An 80-year-old woman had a 10-year history of thrombocytopenia, which recently progressed to pancytopenia, with diffuse adenopathy, and splenomegaly. Serum protein electrophoresis detected immunoglobulin G-κ paraprotein. The peripheral blood smear showed rare atypical lymphocytes with cytoplasmic projections (panel A; Giemsa stain, 100× objective). Monocytopenia was apparent. The bone marrow biopsy was hypercellular with abnormal lymphocytic infiltrate (panel B; hematoxylin and eosin stain, ×40 objective) expressing CD20 (panel C; CD20 stain, 20× objective) and CD25, CD103, CD123, annexin, and BRAF-V600E (panel D; BRAF-V600E stain, 40× objective), supporting the diagnosis of hairy cell leukemia (HCL).

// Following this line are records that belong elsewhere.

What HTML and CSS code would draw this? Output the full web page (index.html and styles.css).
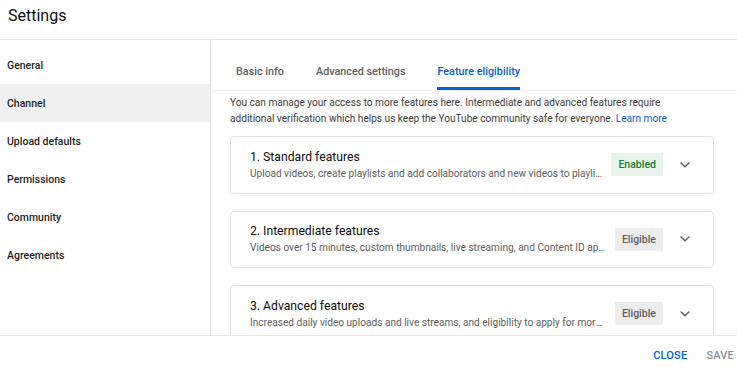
FILE: index.html
```
<!DOCTYPE html>
<html>
<head>
<meta charset="utf-8">
<link rel="stylesheet" href="styles.css">
</head>
<body>
<div class="dialog">
  <header class="header"><h1 class="title">Settings</h1></header>
  <div class="main">
    <nav class="sidebar">
      <div class="nav-item">General</div>
      <div class="nav-item active">Channel</div>
      <div class="nav-item">Upload defaults</div>
      <div class="nav-item">Permissions</div>
      <div class="nav-item">Community</div>
      <div class="nav-item">Agreements</div>
    </nav>
    <section class="panel">
      <div class="tabs">
        <div class="tab">Basic info</div>
        <div class="tab">Advanced settings</div>
        <div class="tab selected">Feature eligibility</div>
      </div>
      <div class="content">
        <p class="intro">You can manage your access to more features here. Intermediate and advanced features require additional verification which helps us keep the YouTube community safe for everyone. <a class="link">Learn more</a></p>
        <div class="card">
          <div class="card-text">
            <div class="card-title">1. Standard features</div>
            <div class="card-desc">Upload videos, create playlists and add collaborators and new videos to playlists, and more</div>
          </div>
          <span class="badge enabled">Enabled</span>
          <span class="chev"><svg width="24" height="24" viewBox="0 0 24 24"><path d="M7.6 9.4 12 13.8l4.4-4.4" fill="none" stroke="#606060" stroke-width="1.4"/></svg></span>
        </div>
        <div class="card">
          <div class="card-text">
            <div class="card-title">2. Intermediate features</div>
            <div class="card-desc">Videos over 15 minutes, custom thumbnails, live streaming, and Content ID appeals</div>
          </div>
          <span class="badge eligible">Eligible</span>
          <span class="chev"><svg width="24" height="24" viewBox="0 0 24 24"><path d="M7.6 9.4 12 13.8l4.4-4.4" fill="none" stroke="#606060" stroke-width="1.4"/></svg></span>
        </div>
        <div class="card">
          <div class="card-text">
            <div class="card-title">3. Advanced features</div>
            <div class="card-desc">Increased daily video uploads and live streams, and eligibility to apply for more features</div>
          </div>
          <span class="badge eligible">Eligible</span>
          <span class="chev"><svg width="24" height="24" viewBox="0 0 24 24"><path d="M7.6 9.4 12 13.8l4.4-4.4" fill="none" stroke="#606060" stroke-width="1.4"/></svg></span>
        </div>
      </div>
    </section>
  </div>
  <footer class="footer">
    <span class="btn close">Close</span>
    <span class="btn save">Save</span>
  </footer>
</div>
</body>
</html>
```
FILE: styles.css
```
* { box-sizing: border-box; }
html, body { margin: 0; padding: 0; background: #fff; }
body { font-family: Roboto, "Noto Sans", sans-serif; color: #0d0d0d; }
.dialog { width: 737px; height: 367px; display: flex; flex-direction: column; overflow: hidden; }
.header { height: 40px; border-bottom: 1px solid #e5e5e5; padding-left: 8px; display: flex; align-items: center; flex: none; }
.title { margin: 0; font-size: 16px; font-weight: 400; line-height: 20px; position: relative; top: -4px; color: #0d0d0d; }
.main { flex: 1; display: flex; min-height: 0; }
.sidebar { width: 211px; flex: none; border-right: 1px solid #e8e8e8; padding-top: 6px; }
.nav-item { height: 38px; display: flex; align-items: center; padding-left: 7px; font-size: 10.5px; font-weight: 500; color: #1f1f1f; }
.nav-item.active { background: #f0f0f0; }
.panel { flex: 1; display: flex; flex-direction: column; min-width: 0; }
.tabs { height: 50px; flex: none; display: flex; align-items: flex-end; padding-left: 9px; box-shadow: 0 1px 2px rgba(0,0,0,0.08); position: relative; z-index: 1; }
.tab { margin: 0 16px; height: 36px; display: flex; align-items: center; font-size: 10.8px; font-weight: 500; color: #606060; border-bottom: 3px solid transparent; padding-top: 2px; }
.tab.selected { color: #065fd4; border-bottom-color: #065fd4; }
.content { flex: 1; overflow: hidden; padding: 5px 23px 0 19px; }
.intro { margin: 0 0 9px; max-width: 458px; font-size: 10.1px; line-height: 16px; color: #3d3d3d; }
.link { color: #065fd4; }
.card { height: 57.5px; border: 1px solid #e2e2e2; border-radius: 4px; display: flex; align-items: center; padding: 0 16px 0 19px; margin-bottom: 17px; }
.card-text { flex: 1; min-width: 0; margin-right: 8px; padding-top: 1px; }
.card-title { font-size: 12.2px; line-height: 17px; color: #0d0d0d; }
.card-desc { font-size: 10.1px; line-height: 16px; color: #606060; white-space: nowrap; overflow: hidden; text-overflow: ellipsis; }
.badge { flex: none; height: 23px; display: flex; align-items: center; padding: 0 7px; font-size: 10.5px; font-weight: 500; }
.badge.enabled { background: #e6f4ea; color: #188038; }
.badge.eligible { background: #ececec; color: #606060; }
.chev { flex: none; width: 24px; height: 24px; margin-left: 10px; display: flex; }
.footer { height: 32px; flex: none; border-top: 1px solid #e5e5e5; display: flex; justify-content: flex-end; align-items: center; padding: 8px 3px 0 0; gap: 19px; }
.btn { font-size: 11px; font-weight: 500; text-transform: uppercase; letter-spacing: 0.2px; }
.btn.close { color: #065fd4; }
.btn.save { color: #909090; }
```
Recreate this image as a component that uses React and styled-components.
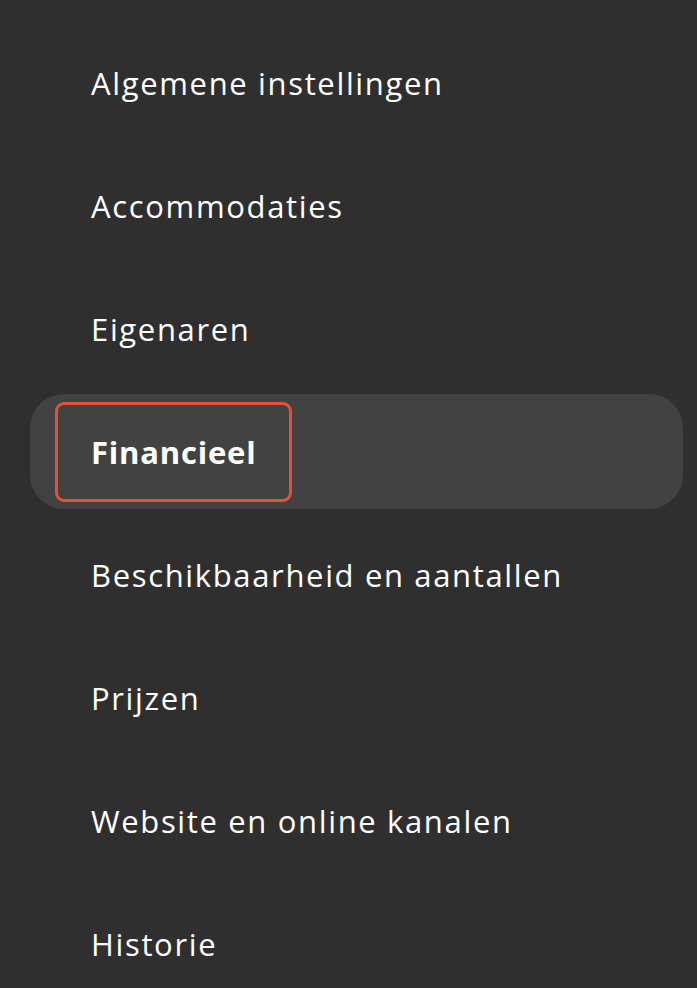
import React from 'react'
import styled, { createGlobalStyle } from 'styled-components'

const GlobalStyle = createGlobalStyle`
   html, body {
      margin: 0;
      padding: 0;
      background: #2f2f2f;
   }
`

const Nav = styled.nav`
   width: 697px;
   height: 988px;
   overflow: hidden;
   box-sizing: border-box;
   padding: 25px 14px 0 30px;
   display: flex;
   flex-direction: column;
   gap: 8px;
   background: #2f2f2f;
   font-family: "Open Sans", "Noto Sans", sans-serif;
`

const Row = styled.div`
   flex-shrink: 0;
   height: 115px;
   display: flex;
   align-items: center;
   padding-left: 25px;
   border-radius: 34px;
   background: ${props => (props.$active ? '#424242' : 'transparent')};
`

const Link = styled.a`
   display: flex;
   align-items: center;
   height: 100px;
   box-sizing: border-box;
   padding: 0 33px;
   border: 3px solid ${props => (props.$active ? '#e4513b' : 'transparent')};
   border-radius: 9px;
   color: #ffffff;
   font-size: 31px;
   letter-spacing: ${props => (props.$active ? '0.8px' : '1.65px')};
   font-weight: ${props => (props.$active ? 700 : 500)};
   text-decoration: none;
   white-space: nowrap;
`

const items = [
   'Algemene instellingen',
   'Accommodaties',
   'Eigenaren',
   'Financieel',
   'Beschikbaarheid en aantallen',
   'Prijzen',
   'Website en online kanalen',
   'Historie',
]

const App = () => {
   const active = 'Financieel'
   return (
      <>
         <GlobalStyle />
         <Nav>
            {items.map((item) => (
               <Row key={item} $active={item === active}>
                  <Link href="#" $active={item === active}>{item}</Link>
               </Row>
            ))}
         </Nav>
      </>
   )
}

export default App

Cyclin D1 (panel E; cyclin D1 stain, 40× objective) was weakly and variably expressed by HCL cells, but also strongly stained plasma cells (10%-15%), corresponding with CD138+ cells (panel F; CD138 stain, 20× objective). Bone marrow flow cytometry showed a monoclonal B-cell population (14%) expressing CD20 (bright), CD200 (dim), and surface κ light chain, as well as CD138 (bright), light-chain indeterminate plasma cells (6%). Fluorescence in situ hybridization testing was positive for IGH::CCND1 translocation, correlating with the strong cyclin D1 expression in the plasma cells.

HCL in this case was incidental because flow cytometry did not include an expanded marker panel. The presence of the CCND1 rearrangement and serum monoclonal paraprotein suggest a plasma cell neoplasm (PCN); however, the dominant finding (explaining the patient’s pancytopenia) is HCL. Complete morphologic and immunophenotypic evaluation is important to accurately differentiate between overlapping features of PCN and HCL.